In some respects this is true. It is the fracturing of Labour’s ‘progressive block’ which is the main trigger for these results. Yet the cause of that fracturing is not just about McSweeney’s Reform-lite messaging, but about a broader failure to deliver for Labour’s own voters on the issues that really matter.

As exclusive polling for Byline Times showed this week, those issues are the economy and NHS, with immigration now falling down the list of decisive factors in voters’ choices. And as the pollster Luke Tryl recently told this paper, it is Starmer’s failure to demonstrate a clear sense of direction on these that is really behind the decline in support for his party.
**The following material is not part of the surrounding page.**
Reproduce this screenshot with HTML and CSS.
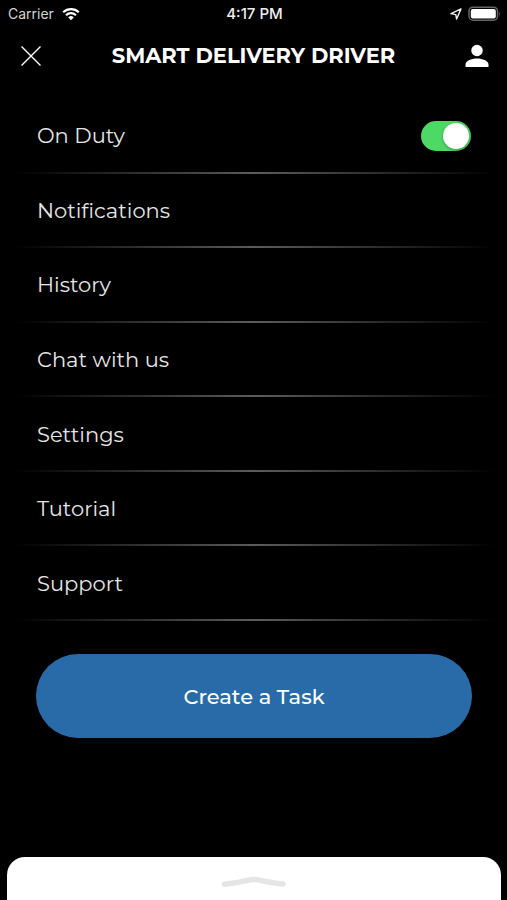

It was telling that on the doorsteps during these elections, it was issues like Labour’s early cut to winter fuel allowance that still dominated voter concerns, despite long ago being abandoned by the Government. The sense that Labour is simply not on voters’ side whether they are politically on the left, right, or centre is the key factor on the party’s collapse in support.

That sense is also as much to do with more abstract issues like leadership, as it is to do with ideology or policy. As Tryl explained “It’s less the people who really hate him that I think should really worry Starmer than the group of people who would have been fans 18 months ago, but now think he just doesn’t have it and he’s too weak. And I think once you get that, that is killer.”

In some ways today’s results are the worst possible outcome for those hoping for a Labour revival. Bad enough to point towards a disastrous outcome at the next general election for the party, but not so bad as to demand Starmer’s immediate replacement.

For now the party as a whole seems determined to wait for the potential return of Andy Burnham to Westminster – something those in Downing Street still appear determined to prevent.

Whether they will still have the strength to be able to do so, given the scale of Starmer’s defeat in these elections, could decide whether or not Labour’s historic collapse this morning turns out to be temporary, or terminal.